In 2011, The New Yorker art critic Peter Schjeldahl referred to Davis as "among the excellent younger critics now." In 2019, Harvard's Nieman Journalism Lab labeled him one of the five most influential art critics in the U.S.

==9.5 Theses on Art and Class (Pamphlet)==
In 2010, Davis wrote the pamphlet "9.5 Theses on Art and Class" for an art show titled #class at Winkleman Gallery in New York City. The show set out to explore how artistic success is determined by economics. Davis taped his pamphlet, Martin Luther-style, to the front window of the gallery. The discussion generated by the pamphlet drew notice in The New York Times, and was "one of the most talked about sessions" of the #class show, according to Sarah Thornton. The pamphlet contains a series of numbered proclamations, for example:
1.0 Class is an issue of fundamental importance for art.
2.0 Today, the ruling class, which is capitalist, dominates the sphere of the visual arts.
3.0 Though ruling-class ideology is ultimately dominant within the sphere of the arts, the predominant character of this sphere is middle class.
5.0 The idea of "art" has a basic and general human sense, on which no specific profession or class has a monopoly.
8.9 Creative expression needs to be redefined: It should not be thought of as a privilege, but as a basic human need. Because creative expression is a basic human need, it should be treated as a right to which everyone is entitled.

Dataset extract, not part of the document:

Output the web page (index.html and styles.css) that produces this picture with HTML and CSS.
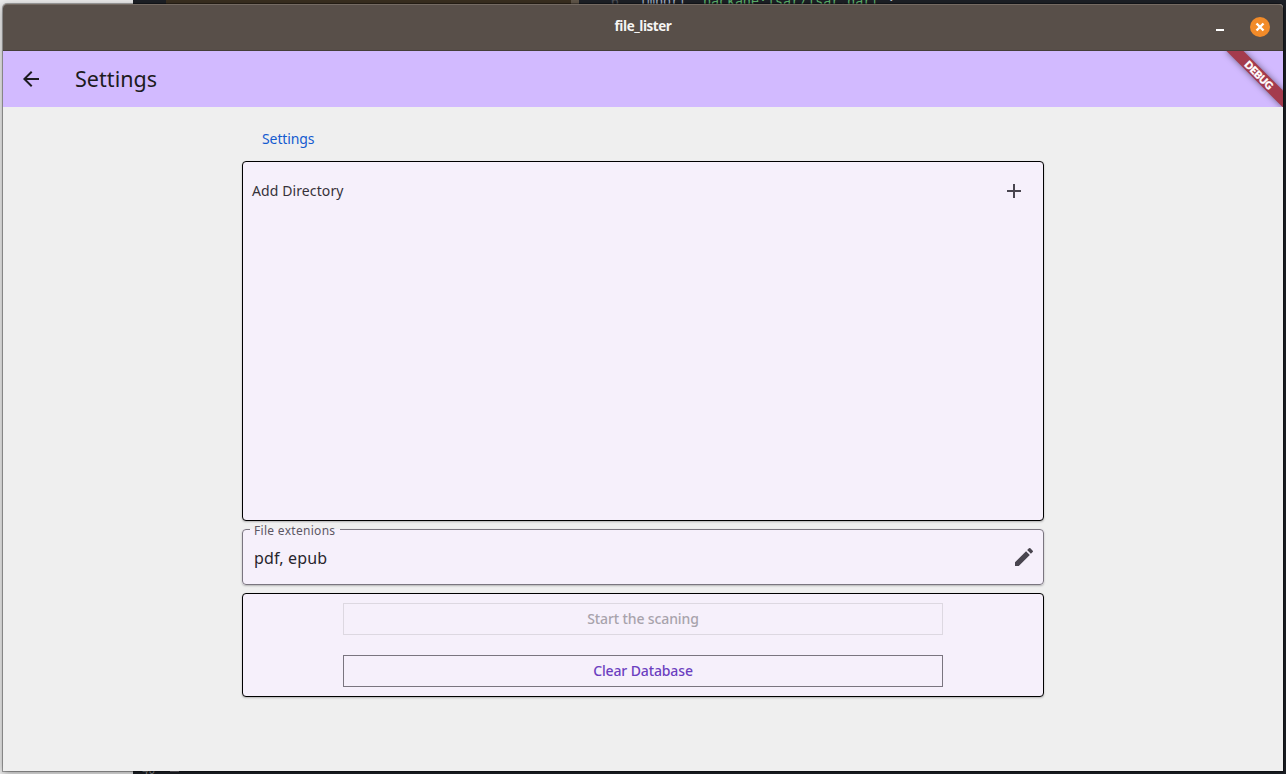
FILE: index.html
```html
<!DOCTYPE html>
<html lang="en">
<head>
<meta charset="utf-8">
<title>file_lister</title>
<link rel="stylesheet" href="styles.css">
</head>
<body>
<div class="desktop">
  <div class="light-window"></div>
  <div class="editor">
    <div class="editor-panel"></div>
    <div class="editor-scroll"></div>
    <div class="editor-code"><span class="line-number">6</span><span class="keyword">import</span> <span class="string">'package:isar/isar.dart'</span>;</div>
    <div class="editor-bottom">40</div>
    <div class="editor-dash"></div>
  </div>
  <main class="window">
    <header class="titlebar">
      <span class="window-title">file_lister</span>
      <span class="minimize"></span>
      <span class="close"><svg width="10" height="10" viewBox="0 0 10 10"><path d="M1.5 1.5l7 7M8.500 1.500L1.500 8.500" stroke="#fff" stroke-width="2.400"/></svg></span>
    </header>
    <div class="appbar">
      <svg class="back" width="24" height="24" viewBox="0 0 24 24"><path fill="#1d1b20" d="M20 11H7.83l5.59-5.59L12 4l-8 8 8 8 1.41-1.41L7.83 13H20v-2z"/></svg>
      <h1 class="appbar-title">Settings</h1>
      <div class="ribbon-clip"><div class="ribbon"><span>DEBUG</span></div></div>
    </div>
    <div class="content">
      <h2 class="section-title">Settings</h2>
      <section class="card directories">
        <span class="directories-label">Add Directory</span>
        <svg width="24" height="24" viewBox="0 0 24 24"><path fill="#49454f" d="M19 13h-6v6h-2v-6H5v-2h6V5h2v6h6v2z"/></svg>
      </section>
      <fieldset class="field">
        <legend>File extenions</legend>
        <div class="field-row">
          <span class="field-value">pdf, epub</span>
          <svg width="24" height="24" viewBox="0 0 24 24"><path fill="#49454f" d="M3 17.25V21h3.75L17.81 9.94l-3.75-3.75L3 17.25zM20.71 7.04a1 1 0 0 0 0-1.41l-2.34-2.34a1 1 0 0 0-1.41 0l-1.83 1.83 3.75 3.75 1.83-1.83z"/></svg>
        </div>
      </fieldset>
      <section class="card actions">
        <button class="button" disabled>Start the scaning</button>
        <button class="button primary">Clear Database</button>
      </section>
    </div>
  </main>
</div>
</body>
</html>
```
FILE: styles.css
```css
* { box-sizing: border-box; }
body { margin: 0; overflow: hidden; font-family: "Noto Sans", sans-serif; }
span { white-space: nowrap; }
.desktop { position: relative; width: 1286px; height: 774px; overflow: hidden; background: #1a181b; }
.light-window { position: absolute; left: 0; top: 0; width: 133px; height: 774px; background: #ececec; }
.editor { position: absolute; left: 133px; top: 0; width: 1153px; height: 774px; background: #1d2026; }
.editor-panel { position: absolute; left: 33px; top: 0; width: 413px; height: 5px; background: #3a2f20; }
.editor-scroll { position: absolute; left: 438px; top: 0; width: 8px; height: 5px; background: #61574a; }
.editor-code { position: absolute; left: 478px; top: -6px; font: 13.3px/16px "DejaVu Sans Mono", monospace; color: #c5c9d0; white-space: pre; }
.line-number { display: inline-block; width: 28px; color: #4d5058; }
.keyword { color: #a5b2c8; }
.string { color: #5db46c; }
.editor-bottom { position: absolute; left: 9px; top: 765px; font: 11px/12px "DejaVu Sans Mono", monospace; color: #8c8c8c; }
.editor-dash { position: absolute; left: 37px; top: 771px; width: 9px; height: 1px; background: #88858c; }

.window { position: absolute; left: 3px; top: 4px; width: 1280px; height: 767px; display: flex; flex-direction: column; background: #efefef; border-radius: 4px 4px 0 0; box-shadow: 0 0 0 1px rgba(0,0,0,.3), 0 2px 8px rgba(0,0,0,.4); }
.titlebar { position: relative; height: 47px; flex: none; display: flex; align-items: center; justify-content: flex-end; gap: 26px; padding: 0 13px 2px 0; background: #584f49; border-top: 1px solid #746a62; border-bottom: 1px solid #453e39; border-radius: 4px 4px 0 0; }
.window-title { position: absolute; left: 0; right: 0; top: 12px; text-align: center; font: 700 13.5px/18px "Open Sans", sans-serif; letter-spacing: -.45px; color: #f6f5f4; }
.minimize { width: 8px; height: 2px; margin-top: 6px; background: #fff; }
.close { display: flex; align-items: center; justify-content: center; width: 20px; height: 20px; border-radius: 50%; background: #f28b29; }

.appbar { position: relative; height: 56px; flex: none; display: flex; align-items: center; padding-left: 16px; background: #d2baff; }
.back { margin-right: 32px; }
.appbar-title { margin: 0; font-size: 21.5px; line-height: 28px; font-weight: 400; letter-spacing: .05px; color: #1d1b20; }
.ribbon-clip { position: absolute; right: 0; top: 0; width: 70px; height: 56px; overflow: hidden; }
.ribbon { position: absolute; right: -16px; top: 18px; width: 80px; height: 12px; transform: rotate(45deg); display: flex; align-items: center; justify-content: center; background: #a43b4d; box-shadow: 0 0 6px rgba(0,0,0,.5); }
.ribbon span { font: 900 10.2px/12px Lato, sans-serif; color: #fff; -webkit-text-stroke: .4px #fff; }

.content { width: 802px; margin: 0 auto; padding-top: 22px; display: flex; flex-direction: column; gap: 8px; }
.section-title { margin: 0 0 2px; padding-left: 20px; height: 22px; font-size: 14px; line-height: 20px; font-weight: 400; letter-spacing: -.1px; color: #145bd0; }
.card { background: #f6f0fb; border: 1px solid #000; border-radius: 4px; box-shadow: 0 1px 2px rgba(0,0,0,.25); }
.directories { height: 360px; display: flex; justify-content: space-between; align-items: flex-start; padding: 17px 17px 0 9px; font-size: 14px; line-height: 24px; color: #36323a; }
.directories-label { letter-spacing: .1px; }
.field { position: relative; height: 56px; margin: 0; min-width: 0; border: 1px solid #7a757f; border-radius: 4px; padding: 0 7px 0 11px; background: #f6f0fb; box-shadow: 0 1px 2px rgba(0,0,0,.25); }
.field legend { position: absolute; left: 7px; top: -7px; padding: 0 5px 0 4px; font-size: 12px; line-height: 16px; letter-spacing: .3px; color: #5c5763; background: linear-gradient(#efefef 0 6px, #f6f0fb 6px); }
.field-row { height: 54px; display: flex; align-items: center; justify-content: space-between; font-size: 16px; color: #28252d; }
.field-value { padding-top: 2px; letter-spacing: .15px; }
.actions { height: 104px; display: flex; flex-direction: column; align-items: center; gap: 20px; padding-top: 9px; }
.button { width: 600px; height: 32px; flex: none; padding: 0; border: 1px solid #7a757f; background: transparent; font: 500 14px/20px "Noto Sans", sans-serif; letter-spacing: -.12px; }
.button:disabled { border-color: #ddd8e1; color: #a8a3ac; }
.primary { color: #6c3fc0; }
```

"9.5 Theses on Art and Class" was later translated into several languages.

==9.5 Theses on Art and Class (Book)==
Davis collected a group of his essays in the Haymarket-published book, 9.5 Theses on Art and Class (2013), which incorporated the text of his pamphlet as Chapter 2. Upon its publication, 9.5 Theses on Art and Class received positive notice in both the mainstream and art press. New York magazine called it "a riveting manifesto". The Stranger ended its review by stating, "We should hold town hall meetings on this book." Although The Village Voice review faulted Davis for "too readily" using Marxism as an explanatory model, the review placed him in an honorable tradition of pamphleteers, and concluded by stating, "On 9.5 Theses, the verdict is crystal: This is one helluva pamphlet."

In a September 2013 review in the socialist magazine Jacobin, Rachel Wetzler wrote that Davis's arguments "too often take the form of smug, self-righteous dismissals that convey only his disapproval rather than making a case for why the reader should agree." She said of the author: "His palpable disdain for the [art] academy tends to result in lazy caricatures, providing an impression of art historians and critics as an overeducated lot desperately struggling to return a sense of radical urgency to semiotics and leftist academics as armchair revolutionaries unwilling to get their hands dirty." Later that year, Jacobin published Davis's rebuttal to the Wetzler review.

In a list of the "10 Best Art Books of 2013", art critic Hrag Vartanian gave 9.5 Theses on Art and Class an Honorable Mention, crediting Davis with "[bringing] the discussion of class, artists, and the art market center stage in a way that [goes] beyond fleeting auction reports and perpetual gallery gripes." The book was nominated for Best Work of Criticism by the International Association of Art Critics.

==Art in the After-Culture: Capitalist Crisis and Cultural Strategy (Book)==
Davis published a new set of essays in the collection, Art in the After-Culture: Capitalist Crisis and Cultural Strategy (2022). Holland Cotter, Chief Art Critic at The New York Times, included it on his "Best Art Books of 2022" list, saying: "When future art historians seek perspectives on our era of billion dollar auctions, carbon-footprint art fairs, and market driven diversity, this collection of essays by the American critic Ben Davis is a text they'll consult.... He writes with the coolness of a sociologist, the passion of someone with a horse in the race and the smarts to avoid both cheerleading and snootiness." Lisa Hilton of The Times Literary Supplement also put Art in the After-Culture on her 2022 list of best books, praising the writing as "... glistening, passionate yet coolly precise.... Brilliant, revelatory, urgent."